Aukera is a renewable energy asset management company with a growing portfolio of solar projects across the UK and Europe. As a project owner and developer, Aukera works closely with EPC contractors, technical advisors, and site managers to deliver solar farms on specification, on time, and within budget — and to maintain those standards throughout every phase of construction.

The Challenge: Catching What Biweekly Visits Miss

During construction of the Westhouse Solar project — a 63 MWp ground-mount installation — Aukera's project team identified a troubling pattern: pile heights were drifting from north to south. Left unchecked, the deviation would eventually bring piles into conflict with a site road, creating a serious structural clash and a costly scheduling problem for everyone involved.

The issue wasn't just technical. It was a visibility problem. Aukera's traditional approach — relying on site managers and biweekly visits from their technical advisor — simply couldn't detect emerging defects fast enough. With two-week gaps between check-ins, a deviation like this can quietly compound until rework becomes unavoidable and the cost of fixing it has multiplied.

"If we were waiting for two weeks for the guys to be on site, it would have been much, much more than two or three months to fix. With the drones, it was very easy to spot."

— Bruno Loch, Project Manager, Aukera

How Sitemark Flagged the Problem Before It Escalated

Through Sitemark's drone-based construction monitoring platform, deviations were flagged between two consecutive drone flights — alerting the project team before the issue had a chance to compound.

That early warning changed the course of the project. Aukera's team was able to review annotated flight imagery, raise tickets, and gather clear photographic evidence — all without dispatching anyone to site. Bruno and his team immediately sent their site representative to investigate and escalate the issue to the EPC contractor, backed by full documentation and ready to act.

No guesswork. No delays. A clear picture of what was happening and exactly what needed to happen next.

What Early Detection Was Worth

With the issue caught early, Aukera estimates rectification will take 2–3 weeks. Had it been identified later — after modules and tables were already installed — the timeline would have looked very different:

  • Pile rework alone: 6–8 weeks
  • Design review and re-approval with the technical advisor: an additional 1–2 months
  • Total estimated delay if caught late: 3–4 months
  • Estimated cost of that delay: £50,000–£100,000 in labour and resource alone

Before accounting for lost generation revenue on a 63 MWp asset, that figure alone represents a significant hit to project economics.

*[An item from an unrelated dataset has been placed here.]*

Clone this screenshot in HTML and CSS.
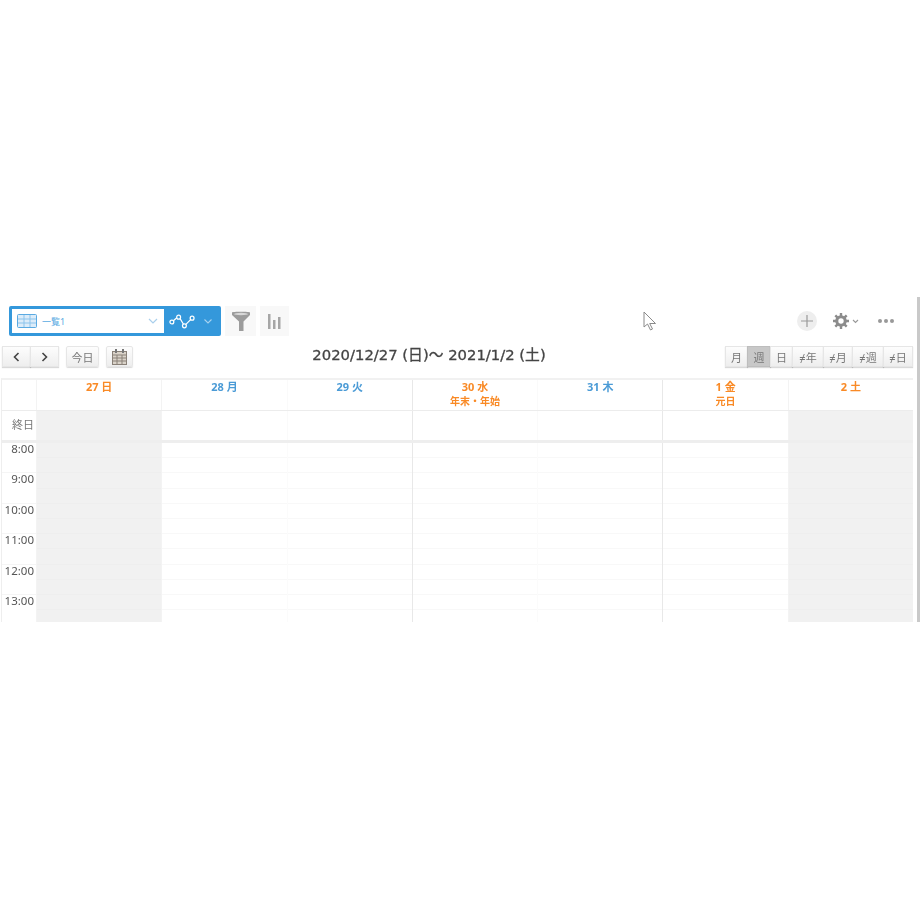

"In a 63 MWp project, that's not nice for the contractor and not nice for us. We want the contractor to make money — if they're happy, our job is easier."

— Bruno Loch, Project Manager, Aukera

This is worth dwelling on for EPC contractors. The deviations weren't flagged to assign blame — they were surfaced early enough that everyone could course-correct before costs spiralled. Sitemark gave Aukera the evidence to act decisively, but it also gave the EPC contractor a window to fix the problem before it became a programme-defining event. That's the difference between a recoverable issue and a project crisis.

From Nice-to-Have to Must-Have

Before working with Sitemark, Bruno and the Aukera team treated construction monitoring as an optional add-on — something easy to cut when budgets were tight. One project changed that thinking entirely.

"In the beginning we were thinking: is it a nice-to-have or a must-have? You can see here an example where it paid for itself in one case. For a portfolio of five projects, it's invaluable."

— Bruno Loch, Project Manager, Aukera

Today, Aukera actively recommends Sitemark to all three of their EPC contractors. Bruno also sees a clear opportunity for EPCs to adopt the platform themselves — using it to manage subcontractors more efficiently, raise and track quality tickets, and cut the time spent on manual site walks. For an EPC juggling multiple subcontractors across a large site, that kind of structured oversight can mean catching a deviation early rather than inheriting a delay.

Easy Enough That the Whole Team Uses It

Aukera employs five site managers — many of them seasoned professionals with 20–25 years of construction experience, but not all of them comfortable with new digital tools. Bruno's experience is unambiguous: Sitemark works for all of them.

"Five out of five of our site managers say the platform is easy to use. If those guys are saying it, I believe all contractors will be able to use it."

— Bruno Loch, Project Manager, Aukera

No formal training required. Users can view drone flights, raise and close tickets, and navigate the platform intuitively — Bruno describes it simply as self-explanatory. For EPC teams running fast-moving sites with mixed levels of digital literacy, that kind of accessibility isn't a small detail. It's the difference between a tool that gets used and one that doesn't.

The Recommendation

When asked what advice he'd give a peer at an industry event considering Sitemark, Bruno's answer is direct:

"We are recommending Sitemark to all our contractors. It saves money and it saves time — it did for us."